In the field of metagenomics, one of the first priorities in the analyses of the generated data is being able to assign contigs or singletons to a taxon, either by a sequence homology by searching for the signature an infectious agent (GOTTCHA), or by the use of another algorithm such as Kraken [4, 20]. Even if the size of the sequence which we aim to assign is not a limiting criteria, the bigger its size, the easier the assignation will be, especially if the divergence with a reference sequence is great. A de novo preliminary assembly step is usually achieved regardless of the method of preparation of nucleic acids and their prior amplification or non-amplification, in order to, on one hand, increase the size of the sequences to assign, and on the other hand, diminish their number.
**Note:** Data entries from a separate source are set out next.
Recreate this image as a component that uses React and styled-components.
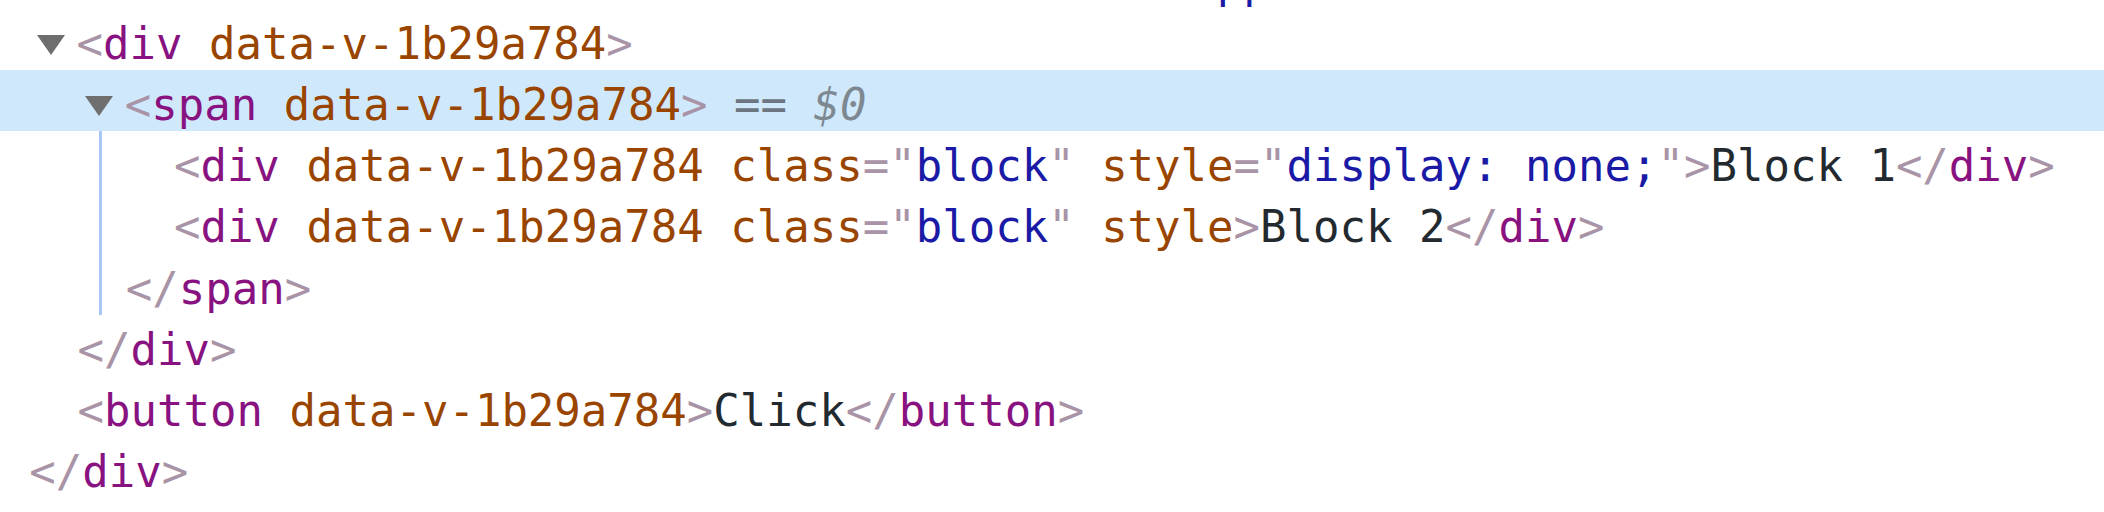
import React from "react";
import styled, { createGlobalStyle } from "styled-components";

const Global = createGlobalStyle`
  html, body { margin: 0; padding: 0; background: #ffffff; }
  body { overflow: hidden; }
`;

const LINE = 61.2;
const BASE = 29.3;
const STEP = 48.2;

const Tree = styled.div`
  font-family: "DejaVu Sans Mono", "Liberation Mono", monospace;
  font-size: 44px;
  line-height: ${LINE}px;
  color: #202124;
  margin-top: ${8.8 - LINE}px;
  width: 2104px;
`;

const Row = styled.div`
  display: flex;
  align-items: flex-start;
  height: ${LINE}px;
  padding-left: ${(p) => BASE + p.$level * STEP}px;
  background: ${(p) => (p.$selected ? "#cfe8fc" : "transparent")};
  white-space: pre;
  overflow: hidden;
`;

const Code = styled.span`
  display: block;
  padding-top: 4px;
`;

const Twisty = styled.span`
  flex: none;
  width: 0;
  height: 0;
  margin-left: -40.5px;
  margin-right: 11.5px;
  margin-top: 26px;
  border-left: 14.5px solid transparent;
  border-right: 14.5px solid transparent;
  border-top: 20px solid #6e6e6e;
`;

const Children = styled.div`
  position: relative;
  &::before {
    content: "";
    position: absolute;
    left: 98.5px;
    top: 0;
    bottom: 0;
    width: 3px;
    background: #a9c7f5;
  }
`;

const Punct = styled.span`
  color: #a894a6;
`;
const TagName = styled.span`
  color: #881280;
`;
const AttrName = styled.span`
  color: #994500;
`;
const AttrValue = styled.span`
  color: #1a1aa6;
`;
const TextNode = styled.span`
  color: #222a30;
`;
const Hint = styled.span`
  color: #6b7680;
`;
const HintVar = styled.span`
  color: #7d8891;
  font-style: italic;
`;

const Attr = ({ name, value }) => (
  <>
    {" "}
    <AttrName>{name}</AttrName>
    {value !== undefined && (
      <>
        <Punct>="</Punct>
        <AttrValue>{value}</AttrValue>
        <Punct>"</Punct>
      </>
    )}
  </>
);

const Open = ({ tag, attrs }) => (
  <>
    <Punct>&lt;</Punct>
    <TagName>{tag}</TagName>
    {attrs.map((a, i) => (
      <Attr key={i} name={a[0]} value={a[1]} />
    ))}
    <Punct>&gt;</Punct>
  </>
);

const Close = ({ tag }) => (
  <>
    <Punct>&lt;/</Punct>
    <TagName>{tag}</TagName>
    <Punct>&gt;</Punct>
  </>
);

const V = ["data-v-1b29a784"];

export default function App() {
  return (
    <>
      <Global />
      <Tree>
        <Row $level={1}>
          <Code>
            <Open tag="div" attrs={[V, ["class", "demo-box"], ["id", "app"]]} />
          </Code>
        </Row>
        <Row $level={1}>
          <Twisty />
          <Code>
            <Open tag="div" attrs={[V]} />
          </Code>
        </Row>
        <Row $level={2} $selected>
          <Twisty />
          <Code>
            <Open tag="span" attrs={[V]} />
            {" "}
            <Hint>==</Hint> <HintVar>$0</HintVar>
          </Code>
        </Row>
        <Children>
          <Row $level={3}>
            <Code>
              <Open
                tag="div"
                attrs={[V, ["class", "block"], ["style", "display: none;"]]}
              />
              <TextNode>Block 1</TextNode>
              <Close tag="div" />
            </Code>
          </Row>
          <Row $level={3}>
            <Code>
              <Open tag="div" attrs={[V, ["class", "block"], ["style"]]} />
              <TextNode>Block 2</TextNode>
              <Close tag="div" />
            </Code>
          </Row>
          <Row $level={2}>
            <Code>
              <Close tag="span" />
            </Code>
          </Row>
        </Children>
        <Row $level={1}>
          <Code>
            <Close tag="div" />
          </Code>
        </Row>
        <Row $level={1}>
          <Code>
            <Open tag="button" attrs={[V]} />
            <TextNode>Click</TextNode>
            <Close tag="button" />
          </Code>
        </Row>
        <Row $level={0}>
          <Code>
            <Close tag="div" />
          </Code>
        </Row>
      </Tree>
    </>
  );
}
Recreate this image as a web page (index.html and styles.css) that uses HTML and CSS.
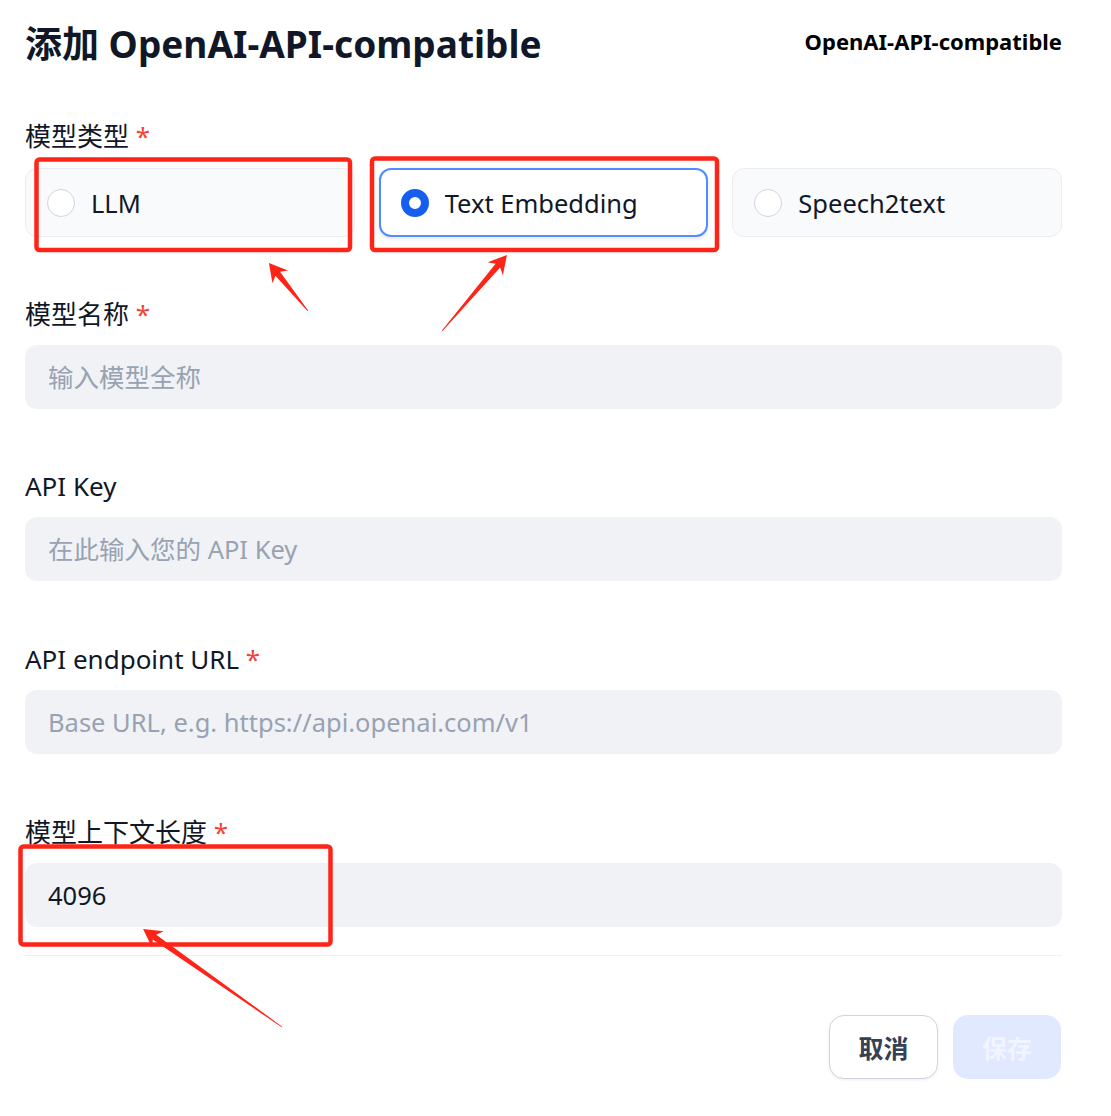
FILE: index.html
```html
<!DOCTYPE html>
<html lang="zh">
<head>
<meta charset="utf-8">
<title>添加 OpenAI-API-compatible</title>
<link rel="stylesheet" href="styles.css">
</head>
<body>
<div class="page">
  <div class="dialog">
    <header class="head">
      <h1 class="title">添加 OpenAI-API-compatible</h1>
      <div class="provider">OpenAI-API-compatible</div>
    </header>
    <div class="form">
      <div class="field field-type">
        <div class="label">模型类型 <span class="req">*</span></div>
        <div class="radios">
          <div class="radio-card"><span class="radio"></span><span class="radio-text">LLM</span></div>
          <div class="radio-card is-checked"><span class="radio"></span><span class="radio-text">Text Embedding</span></div>
          <div class="radio-card"><span class="radio"></span><span class="radio-text">Speech2text</span></div>
        </div>
      </div>
      <div class="field">
        <div class="label">模型名称 <span class="req">*</span></div>
        <input class="input" type="text" placeholder="输入模型全称">
      </div>
      <div class="field">
        <div class="label">API Key</div>
        <input class="input" type="text" placeholder="在此输入您的 API Key">
      </div>
      <div class="field field-wide">
        <div class="label">API endpoint URL <span class="req">*</span></div>
        <input class="input" type="text" placeholder="Base URL, e.g. https://api.openai.com/v1">
      </div>
      <div class="field field-wide">
        <div class="label">模型上下文长度 <span class="req">*</span></div>
        <input class="input" type="text" value="4096">
      </div>
    </div>
    <div class="divider"></div>
    <div class="actions">
      <button class="btn btn-cancel">取消</button>
      <button class="btn btn-save">保存</button>
    </div>
  </div>

  <svg class="annot" width="1111" height="1116" viewBox="0 0 1111 1116">
    <g class="marks">
      <rect x="36.5" y="159.5" width="313.5" height="90.5" rx="3"/>
      <rect x="372" y="158.5" width="345" height="91.5" rx="3"/>
      <rect x="20.5" y="846.5" width="310" height="98" rx="3"/>
    </g>
    <g class="arrows">
      <polygon transform="translate(308 311) rotate(-129.1)" points="0,-0.4 48,-3 44,-10 62,0 44,10 48,3 0,0.4"/>
      <polygon transform="translate(442 331) rotate(-49.5)" points="0,-0.4 86,-3 82,-10 100,0 82,10 86,3 0,0.4"/>
      <polygon transform="translate(282 1027) rotate(-144.8)" points="0,-0.4 156,-3 152,-10 170,0 152,10 156,3 0,0.4"/>
    </g>
  </svg>
</div>
</body>
</html>
```

FILE: styles.css
```css
* { box-sizing: border-box; }

html, body {
  margin: 0;
  padding: 0;
  background: #ffffff;
}

body {
  font-family: "Noto Sans", "Noto Sans CJK SC", sans-serif;
  color: #101828;
}

.page {
  position: relative;
  width: 1111px;
  height: 1116px;
  overflow: hidden;
}

.dialog {
  width: 1037px;
  margin-left: 25px;
}

.head {
  display: flex;
  justify-content: space-between;
  align-items: flex-start;
  height: 68px;
  padding-top: 20px;
}

.title {
  margin: 0;
  font-size: 37px;
  line-height: 48px;
  font-weight: 700;
  color: #101828;
  white-space: nowrap;
}

.provider {
  margin-top: 6px;
  font-size: 22px;
  line-height: 30px;
  font-weight: 700;
  color: #000000;
  white-space: nowrap;
}

.form {
  padding-top: 52px;
}

.field + .field {
  margin-top: 61px;
}

.field + .field-wide {
  margin-top: 62px;
}

.label {
  font-size: 26px;
  line-height: 32px;
  color: #101828;
  margin-bottom: 15px;
  white-space: nowrap;
}

.field-type .label {
  margin-bottom: 16px;
}

.req {
  color: #f04438;
}

.radios {
  display: grid;
  grid-template-columns: repeat(3, 1fr);
  gap: 24px;
}

.radio-card {
  display: flex;
  align-items: center;
  gap: 16px;
  height: 69px;
  padding: 0 21px;
  border: 1px solid #eaecf0;
  border-radius: 12px;
  background: #f9fafb;
}

.radio-card.is-checked {
  background: #ffffff;
  border: 2px solid #528bff;
  padding: 0 20px;
  box-shadow: 0 2px 4px rgba(16, 24, 40, 0.1);
}

.radio {
  flex: none;
  width: 28px;
  height: 28px;
  border-radius: 50%;
  border: 1px solid #d0d5dd;
  background: #ffffff;
}

.is-checked .radio {
  border: 8.5px solid #155eef;
}

.radio-text {
  font-size: 25.5px;
  line-height: 32px;
  color: #101828;
}

.input {
  display: block;
  width: 100%;
  height: 64px;
  padding: 0 23px;
  border: none;
  border-radius: 12px;
  background: #f0f2f5;
  font-family: "Noto Sans", "Noto Sans CJK SC", sans-serif;
  font-size: 25.5px;
  color: #101828;
  outline: none;
}

.input::placeholder {
  color: #98a2b3;
}

.divider {
  margin-top: 28px;
  height: 1px;
  background: #eef0f3;
}

.actions {
  display: flex;
  justify-content: flex-end;
  gap: 15px;
  margin-top: 59px;
}

.btn {
  height: 64px;
  border-radius: 15px;
  font-family: "Noto Sans", "Noto Sans CJK SC", sans-serif;
  font-size: 25px;
  font-weight: 700;
  padding: 0;
}

.btn-cancel {
  width: 109px;
  background: #ffffff;
  border: 1px solid #d0d5dd;
  color: #344054;
  box-shadow: 0 1px 3px rgba(16, 24, 40, 0.08);
}

.btn-save {
  width: 108px;
  margin-right: 1px;
  background: #e0e9ff;
  border: none;
  color: #f2f5ff;
}

.annot {
  position: absolute;
  left: 0;
  top: 0;
  pointer-events: none;
}

.marks rect {
  fill: none;
  stroke: #fe2418;
  stroke-width: 4.5;
}

.arrows polygon {
  fill: #fe2418;
}
```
In this situation in metagenomics, when obtaining the entire genome of a viral agent is less sought and very unlikely, obtaining very small-sized contigs after an assembly is sufficient to allow their assignation and to gather them in viral families [21]. However, in some cases, after identification by a metagenomic approach, obtaining a viral pathogen’s entire genome is important for a better molecular characterization of the identified viral strain. When the divergence with a reference genome is low, the sequence can be easily achieved by mapping, for example in the case of the Middelburg virus in this study [22]. However, in the case of a virus whose sequence is strongly divergent compared to the closest reference sequence (for instance in this study with our Mengovirus AnRB which presents about 20 % of divergence on the nucleic level), the approach by mapping is not adapted except at the level of the slightly divergent genomic region. In this case, the finalization of the genome can only be obtained either with the combination of the Sanger sequencing to complete the missing regions of the genome initially obtained through several contigs, or by improving the de novo assembly in order to obtain longer contigs covering the whole genome.

In conclusion, the elimination of the reads or of the chimeric portions in the reads generated during the RNA amplification steps are the key to an improvement in the assembling of the sequences in order to obtain the whole genome of the considered RNA virus. This procedure using a pipeline of tools is able to overcome potential drawbacks due to the amplification methods and yields a much better assemblage of viral genomes even when no close reference sequence is available.